# Wierd pedigree



## HogDogFla (Oct 16, 2016)

Hello all,I am driving out to pick up a puppy from the " Eli x bolio " lines.the breeder sent me a link to the litters pedigree but when I search back far enough into the ancestors of the sire I see a few dogs that are listed as "unknown" my question is how can these dogs be considered pure bred if they have unknown ancestry.also how did adba and bfkc register the litters of "unknown" dogs.other than the few unknown dogs I was able to trace the rest of ancestry back to early 1900s and late 1800's witch is great but what about those "unknown" ancestors and how did they get in.

Ped

http://www.apbt.online-pedigrees.com/modules.php?name=Public&file=printPedigree&dog_id=567659


----------



## NoBodyThatsWho (Oct 18, 2016)

Regardless of what you come back with, I can tell from your post you are a novice to the breed.
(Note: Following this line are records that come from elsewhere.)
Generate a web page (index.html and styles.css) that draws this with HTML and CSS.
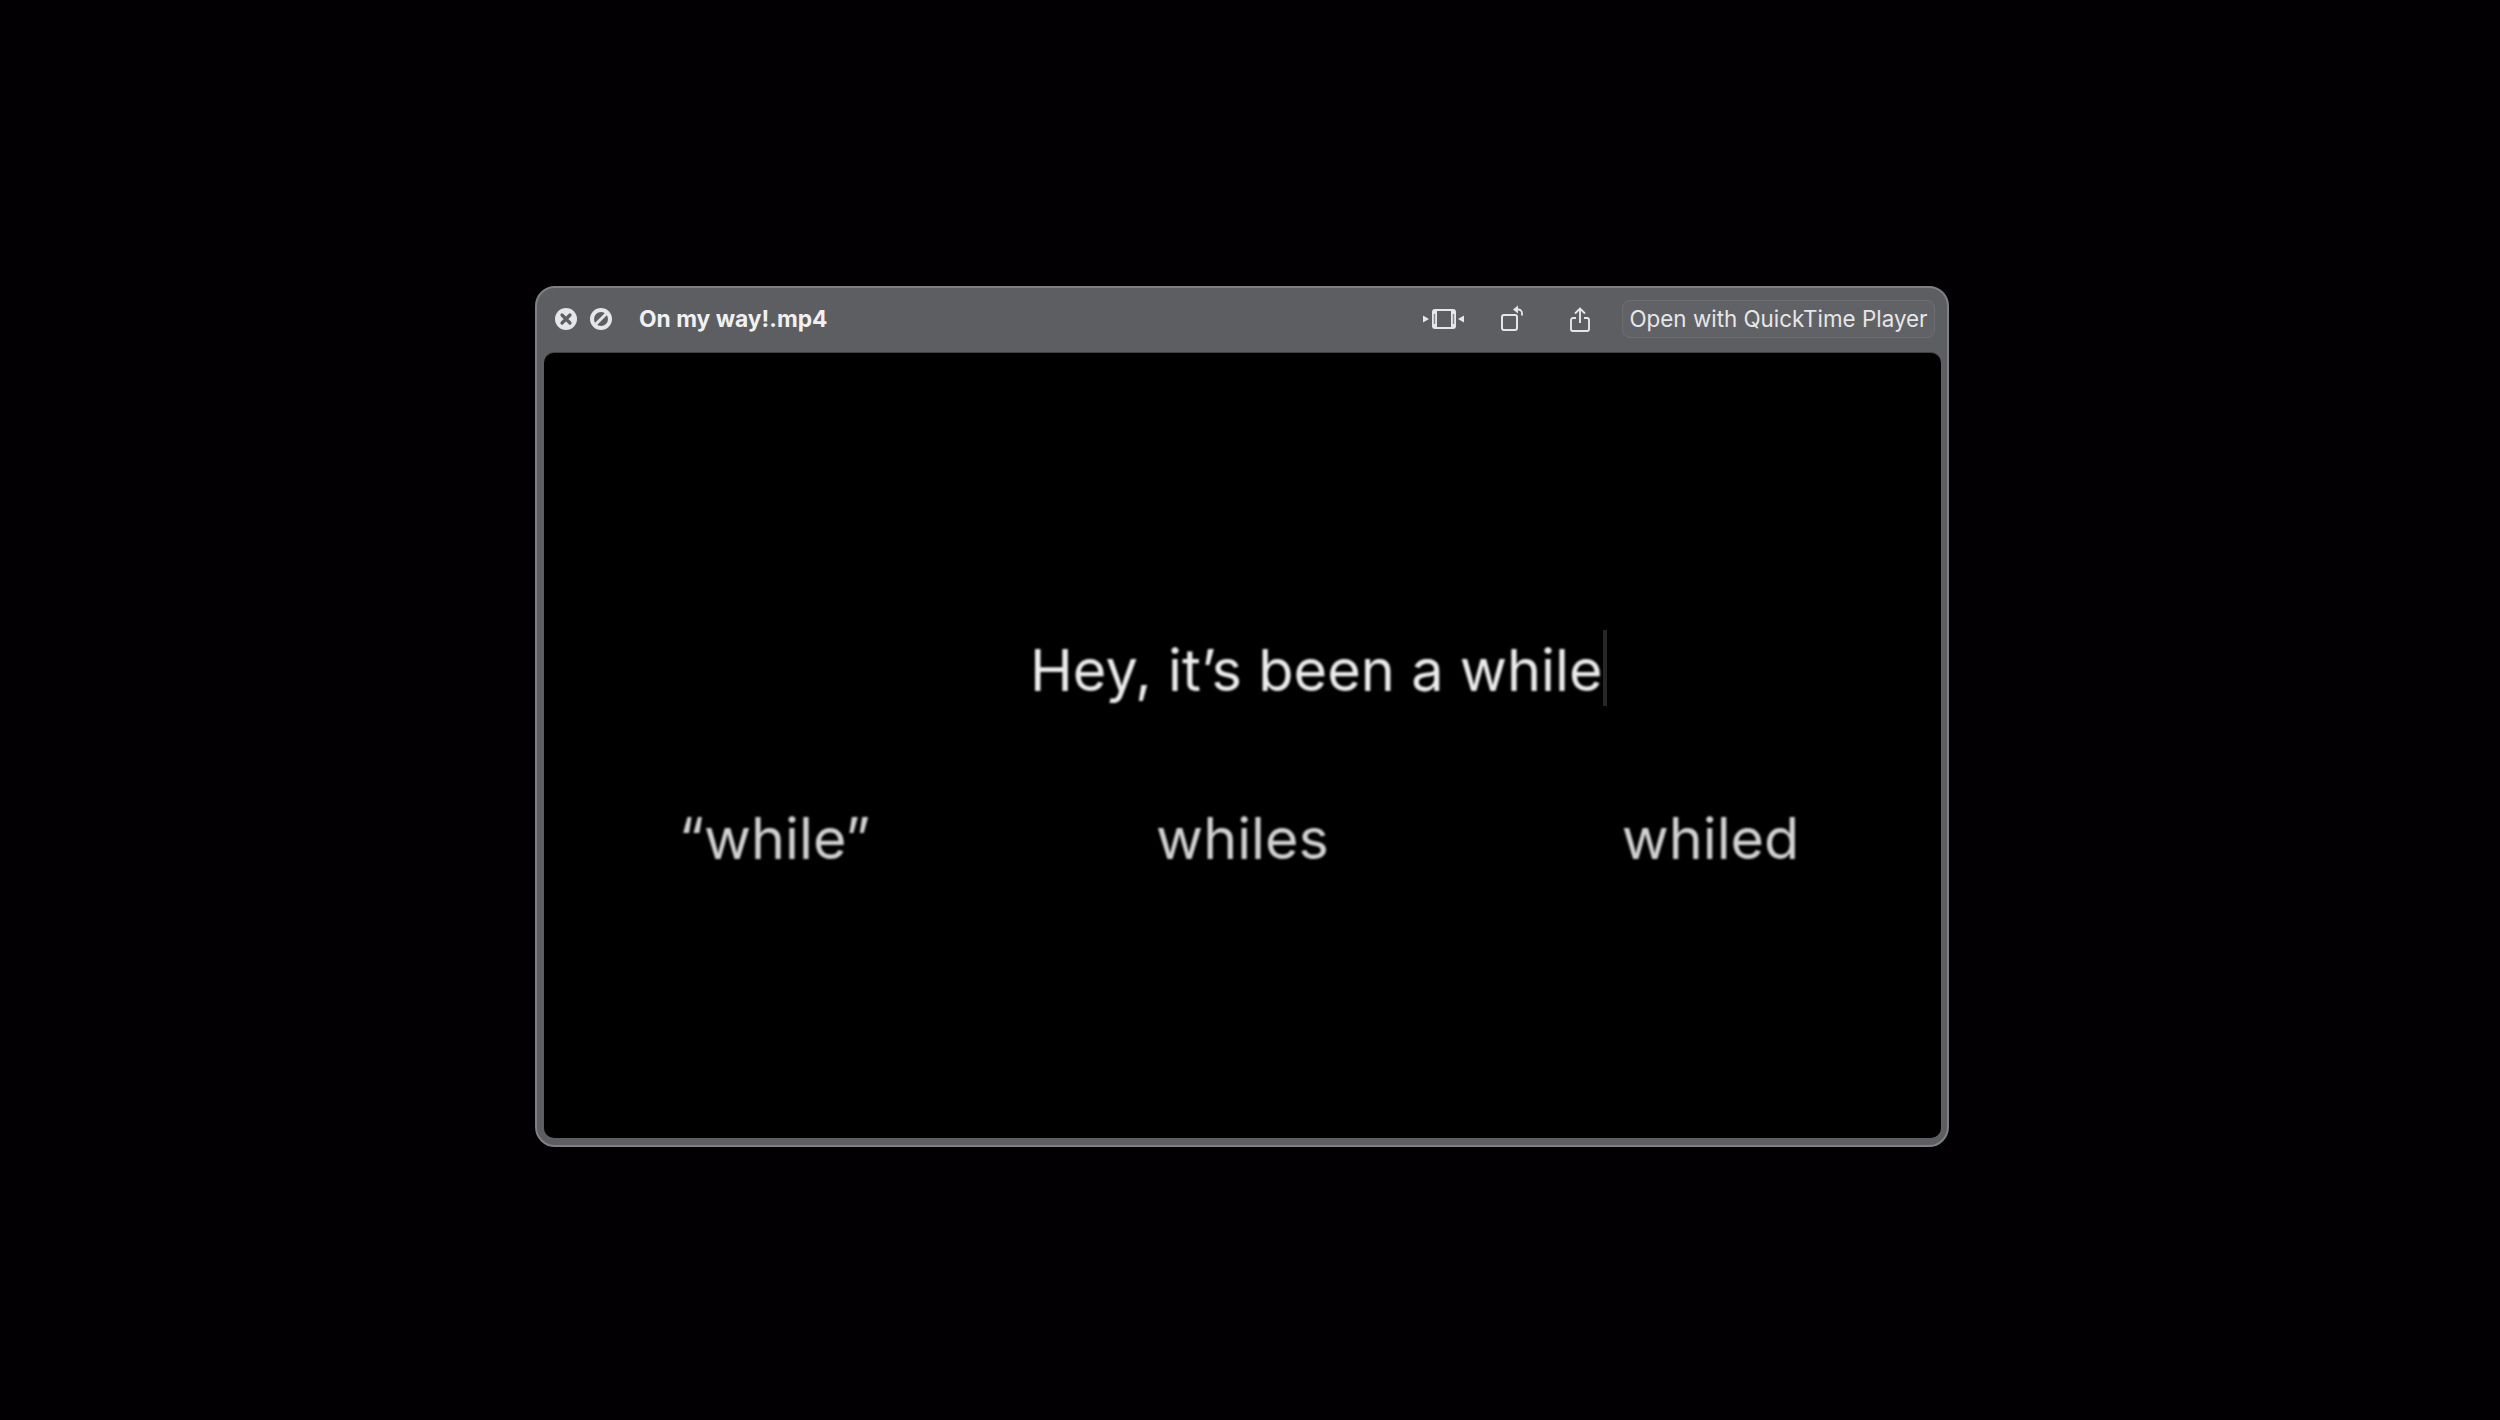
FILE: index.html
```html
<!DOCTYPE html>
<html lang="en">
<head>
    <meta charset="UTF-8">
    <title>On my way!.mp4</title>
    <link rel="stylesheet" href="styles.css">
</head>
<body>
    <div class="preview-window">
        <!-- Title bar -->
        <div class="title-bar">
            <div class="window-buttons">
                <svg class="circle-btn" viewBox="0 0 22 22">
                    <circle cx="11" cy="11" r="11" fill="#e6e6e8"/>
                    <path d="M7 7l8 8M15 7l-8 8" stroke="#5d5e61" stroke-width="3.2" stroke-linecap="round"/>
                </svg>
                <svg class="circle-btn" viewBox="0 0 22 22">
                    <circle cx="11" cy="11" r="11" fill="#e6e6e8"/>
                    <circle cx="11" cy="11" r="7" fill="#5d5e61"/>
                    <path d="M5.500 16.500l11-11" stroke="#e6e6e8" stroke-width="3"/>
                </svg>
            </div>
            <span class="file-name">On my way!.mp4</span>
            <div class="tools">
                <svg class="tool-fit" viewBox="0 0 41 20">
                    <path d="M0 6.500l6 3.500-6 3.500zM41 6.500l-6 3.500 6 3.500z" fill="#e6e6e8"/>
                    <rect x="9" y="0" width="24" height="20" rx="3" fill="#e6e6e8"/>
                    <rect x="14" y="2" width="14" height="16" fill="#5d5e61"/>
                    <path d="M11.500 5v10M30.500 5v10" stroke="#85868a" stroke-width="1.400"/>
                </svg>
                <svg class="tool-rotate" viewBox="0 0 23 26">
                    <rect x="2" y="10" width="15" height="15" rx="2" fill="none" stroke="#e6e6e8" stroke-width="2"/>
                    <path d="M17 4.500h1.500a3.500 3.500 0 0 1 3.500 3.500v2.500" fill="none" stroke="#e6e6e8" stroke-width="1.800"/>
                    <path d="M18 0.500v8l-5-4z" fill="#e6e6e8"/>
                </svg>
                <svg class="tool-share" viewBox="0 0 20 25">
                    <path d="M6 11H3a2 2 0 0 0-2 2v9a2 2 0 0 0 2 2h14a2 2 0 0 0 2-2v-9a2 2 0 0 0-2-2h-3" fill="none" stroke="#e6e6e8" stroke-width="1.900"/>
                    <path d="M10 16V1.500M5 6.500l5-5 5 5" fill="none" stroke="#e6e6e8" stroke-width="1.900"/>
                </svg>
                <button class="open-btn">Open with QuickTime Player</button>
            </div>
        </div>
        <!-- Video -->
        <div class="video">
            <div class="typed-line">
                <span class="typed-text">Hey, it’s been a while</span>
                <span class="caret"></span>
            </div>
            <div class="suggestions">
                <span>“while”</span>
                <span>whiles</span>
                <span>whiled</span>
            </div>
        </div>
    </div>
</body>
</html>
```

FILE: styles.css
```css
/* General Styles */
html, body {
    height: 100%;
}

body {
    margin: 0;
    background: #030003;
    padding: 286px 0 0 535px;
    box-sizing: border-box;
    font-family: Inter, "Liberation Sans", sans-serif;
    color: #e6e6e8;
}

.preview-window {
    width: 1414px;
    height: 861px;
    box-sizing: border-box;
    display: flex;
    flex-direction: column;
    background: #5d5e61;
    border: 2px solid #7f8083;
    border-radius: 20px;
    padding: 0 6px 7px 7px;
}

/* Title bar */
.title-bar {
    height: 62px;
    margin-bottom: 3px;
    flex-shrink: 0;
    display: flex;
    align-items: center;
}

.window-buttons {
    display: flex;
    gap: 13px;
    padding-left: 11px;
}

.circle-btn {
    width: 22px;
    height: 22px;
    display: block;
}

.file-name {
    margin-left: 27px;
    margin-bottom: 2px;
    font-size: 22.8px;
    font-weight: 700;
    color: #f0f0f2;
}

.tools {
    margin-left: auto;
    margin-right: 6px;
    display: flex;
    align-items: center;
}

.tools svg {
    display: block;
}

.tool-fit {
    width: 41px;
    height: 20px;
}

.tool-rotate {
    width: 23px;
    height: 26px;
    margin-left: 36px;
    margin-bottom: 3px;
}

.tool-share {
    width: 20px;
    height: 25px;
    margin-left: 47px;
}

.open-btn {
    width: 313px;
    height: 38px;
    margin-left: 32px;
    padding: 0 0 2px;
    box-sizing: border-box;
    background: #616265;
    border: 1px solid #6e6f72;
    border-radius: 8px;
    font-family: inherit;
    font-size: 22.4px;
    white-space: nowrap;
    color: #e6e6e8;
}

/* Video */
.video {
    flex: 1;
    background: #000;
    border-radius: 10px;
    box-shadow: 0 -1px 0 #3f4042;
}

.typed-line {
    display: flex;
    align-items: center;
    height: 76px;
    margin-top: 277px;
    padding-left: 486px;
}

.typed-text {
    padding-top: 4px;
    font-size: 57.7px;
    color: #ececec;
    filter: blur(0.8px);
}

.caret {
    width: 4px;
    height: 76px;
    background: #262626;
}

.suggestions {
    display: grid;
    grid-template-columns: repeat(3, 468px);
    justify-content: center;
    margin-top: 97px;
    text-align: center;
    font-size: 57.5px;
    color: #d2d2d2;
}

.suggestions span {
    filter: blur(0.8px);
}
```
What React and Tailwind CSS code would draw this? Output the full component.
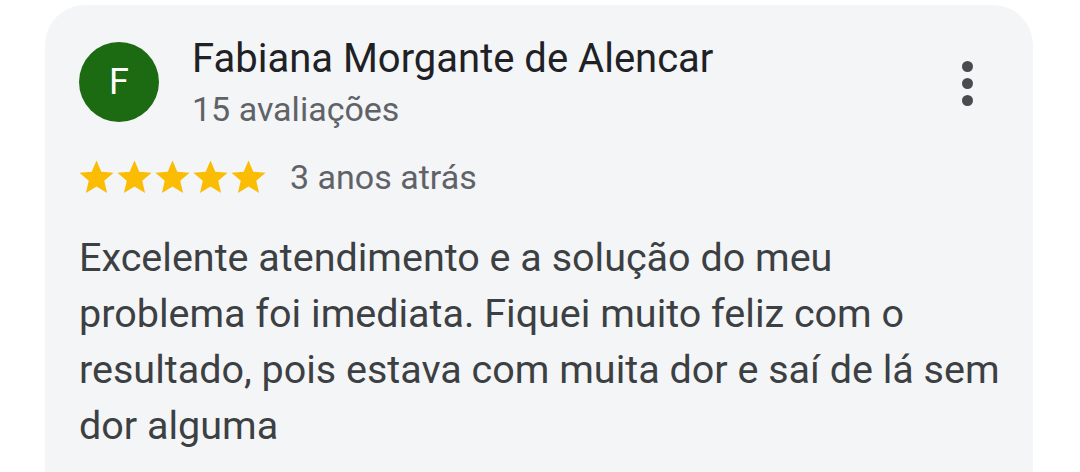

So as a novice you decide to start with game-bred stock. That's how headlines get made in newspapers.

The dog is an apbt. The men behind those dogs bred for one thing only, long before people peddled for size and colour etc etc. If you take the time to go back through any ped on that online database you will come up with an unknown.


----------



## Rudy4747 (Nov 29, 2009)

Yeah as was said on most online ped accounts you come up with many unknowns since those pets can be made by any person. So some times it is as simple as they just don't know the dog.


----------